Earlier, when environmental pollution mainly meant carbon dioxide produced by heating, alkaline copper carbonates covered the surfaces of the bronzes as corrosion product. They took a long time to develop and created a so-called verdigris on the surface. The most common versions are similar to the azurite and malachite ores. To date, environmental pollution exercises a similar corrosive effect not only in cities but, carried by air currents, also in areas free of industry. The salts, antlerite, brochantite and calcantite, that appear in consequence of (sulphuric) acidic rains that develop from sulphur dioxide lend a greenish appearance to outdoor statues. This patina, which can partly be kept and conserved can cause further damage in response to aggressive effects and some of its constituents, completed with the soot that precipitates from the air, can smudge the surfaces of the statues. Several methods and solutions can be applied to clean outdoor statues. The object need and should not be cleaned to the metal level if after the removal of the unstable, corrosive or aesthetically disturbing components, a uniformly patinated surface can be reached. The so-called patina- preserving method can be carried out with chemical and mechanical means as well but only on surfaces where the corrosion layers cannot be preserved. Cleaning to the metal level can be suggested only if the aggressive components appear on a large surface, the aesthetic unity of the surface cannot be restored and major sculptural and welding intervention is needed in the course of the restoration. An accepted and popular method of cleaning to the metal surface is grain spraying. In the process the quality and size of the grains, the diameter of the nozzle and the intensity of the spraying can be chosen.

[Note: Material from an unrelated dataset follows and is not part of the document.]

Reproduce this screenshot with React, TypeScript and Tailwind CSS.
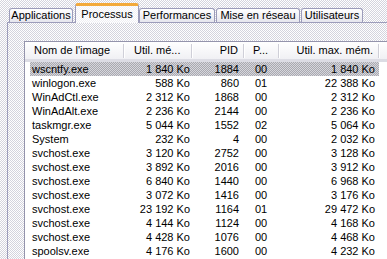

In the case of casting or plate holes, appropriately cut materials should be used, which resemble the original one in its material composition. The same applies to soldering and welding materials. The completion of the missing areas, the fixing of fissures and cracks can be made with argon-protective gas arc welding. When an entire cast unit has to be exchanged, the element can be fixed with screws as well.
To give a greenish patina to the completions, a layer has to be created on the surface, which is similar in composition to the alkaline copper sulphates. Ammonium bicarbonate is suitable, which creates an alkaline copper carbonate layer, which turns into sulphates in an acidic environment. To protect the surfaces of outdoor bronze statues, the 1:1 mixture of Combat A88 and teflon-containing wax (special Turtle wax) has proved useful. For the sake of continuous protection of the condition, the surface treatment should be repeated at least once in two years.
The surfaces of fountain statues are usually thickly scale-coated where the water hits them. The chlorine content of water deteriorates metals during the development of hydrochloric acid, it causes hole corrosion, then perforation. Pollutants that contain lime dust turn into calcium-sulphate on the effect of sulphuric acidic rain. The development of gypsum crystals exercises a serious expansive force in the pores of the objects, in fissures and in the details of the ornamental elements. At fountains, beside creating modern protective covers, another preventive conservation can be the construction of a water cleansing and turning apparatus, which can be attached to the water supply system of the fountain.
The composition of tin alloys also shows a varied picture. In case of works made at the end of the 19th century or at the turn of the 19th and 20th centuries, it is the ratio of composition elements that can be different. The negative environmental changes in the 20th century strongly deteriorated the condition of outdoor art objects made of tin. The acids and the alkalis quickly dissolve the natural protecting layer that develops on the surface of tin, or they hinder its development, then the acids can attack the metal itself. Mechanic damages, injuries, cracks mean an even greater danger than corrosion to the condition of tin. A deformed material is barely possible to be mended, the individual elements often have to be formed, cast and soldered again. After soldering, the acidic surfaces must be neutralised with soda solution (Na2CO3). The iron braces applied to reinforce the statues from the inside can start electrochemical corrosion processes at the joint of the two metals . So after the iron has been passivated, the braces must be coated with protective synthetic resin layer. It is advised to treat the statue composed by soldering with grain blasting then to polish so that the traces of soldering would not be conspicuous. The above mentioned mixture can be used for coating.